Let’s keep the list going!
- Having the grocery store to yourself on Sunday mornings
or
Sleeping in on Sunday mornings - I get to keep that 10 percent of my income that would normally go to the church – or give it away. It’s my choice.
- I’m not obligated to do weird rituals or celebrate meaningless holidays.
- Sex before marriage. I never understood why you would marry someone that you haven’t had sex with – too many unknowns.
- Sex just for fun and not procreation.
- No church-enforced rules that I don’t agree with. It seems I have Christian friends that are okay with marriage equality but still go to churches that preach against it. I don’t get it.
What would you add to the list?
Intransitive says
Clearer decisions. If you decide something is right or wrong, it’s because you recognize it as such. You don’t have a religion contradicting what your moral compass tells you.
And you don’t have to go into mental gymnastics to rationalize things you want to do that are perfectly legal and moral but religions ban. My sperm and egg donors were fanatical catholics, eventually justifying themselves with “no meat only applies to easter, not year round”.
Some Old Programmer says
No guilt. Whatever religiously derived elements embedded in culture, having done the work of rejecting religion wholesale, I’m free to say “that’s horseshit!”, and ignore it.
sonofrojblake says
No paranoia. I don’t have the constant feeling of being watched (any more – was brought up CofE, and went to church schools). I think if you’ve never had it, you can’t grok the pleasure of not having it any more.

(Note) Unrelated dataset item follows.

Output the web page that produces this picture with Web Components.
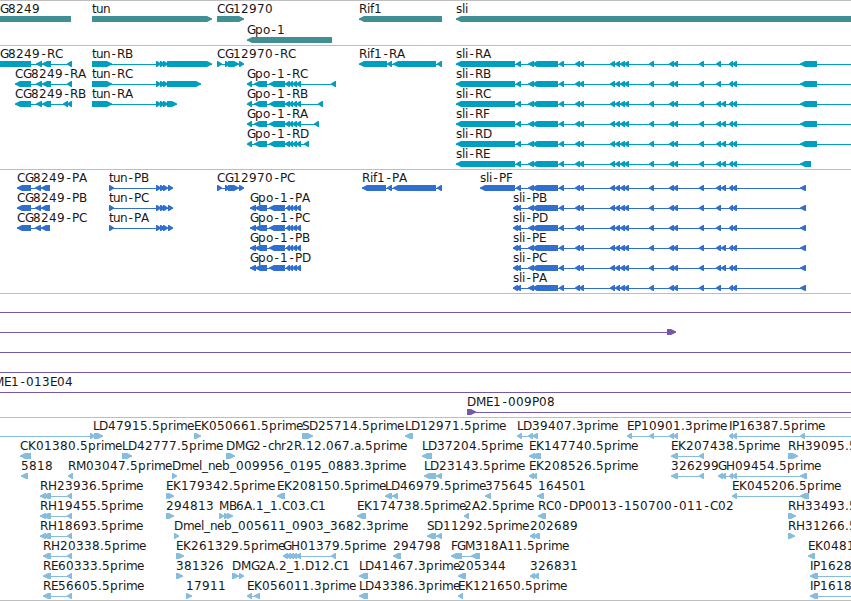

As a UK resident, I don’t get treated with the suspicion or pity Brits – mainly the English – reserve for the religious. There was a very good reason why, while he was PM, Tony Blair didn’t “do God”. Alastair Campbell correctly diagnosed his Catholic faith as electoral poison,so it was concealed.
I can eat what I like – bacon, ham, shellfish, chicken regardless of how it was killed, beef even on Friday, whatever.
My genitals and those of my children have not been and shall not be mutilated.
Any more?
cubist says
No need to waste mental energy on reconciling the shitty aspects of the world with the idea of a transcendent, all-knowing, all-good, all-powerful Entity.
DonDueed says
Regarding tithing: if you do give that 10% (or some other amount) to charity, *you* get to decide what charity or charities it goes to.
To digress a little, before I retired, the company I worked for put some pressure on its salaried employees to donate to the company’s lobbying fund. I did some digging to find out which politicians that fund supported. Some of the very worst right-wing names were on the list. I never gave them a cent.
I wonder how many tithers take the trouble to learn exactly where their money goes?
publicola says
It’s very liberating not to have your head crammed with bullshit and guilt and responsibility you didn’t ask for.
blf says
Being able to objectively study, critique, admire, religious-themed or -motivated art as art, rather than as a “lesson” or coded
messagethreat aimed at me (or my family, culture, etc.). For instance, cathedrals can be very interesting places, but the awe-factor is the skill of the stonemasons and other craftspeople, not some magic sky faeries. Plus, being able to giggle at the (usually-)hopelessly naft — and almost always unrealistic or unimaginative — depictions of, well, a man-shaped sky faerie being tortured to death by being nailed to a tree…nowamfound says
my kid won’t get raped by a priest or a youth pastor
kestrel says
Best part for me is: when something bad happens to me, I don’t have to think I’m being punished for some obscure thought crime. I’m not being punished at all – sometimes, bad things happen, that’s all. I also don’t need to think that people who have a lot of money, or who have a ton of good things happen to the, are being rewarded by some sort of mythical creature, or that they are particularly good people or favored in some other way. Usually it just means they were born into wealth.
Not having to think “I must be a bad person; what did I do wrong; how can I gain the favor of a mythical creature” is very freeing.
Katydid says
@sonofrojblake: I was really squicked out when my first child was a boy and we left his genitals unmutilated. The amount of concern-trolling I got from family and friends was astounding, as were the nonstop unsolicited (and untrue) medical claims and warnings. You’d think based on their dire warnings that non-American men (where genital mutiliation is not the norm) would be dropping dead in the streets. It wasn’t even common int he USA until an American crackpot declared removing flesh from sexual organs would stop masturbation.
Our talk with our son was that if he wished to have optional surgery on his genitals when he was 18, we would pay for it, but he (unsurprisingly) never chose that option.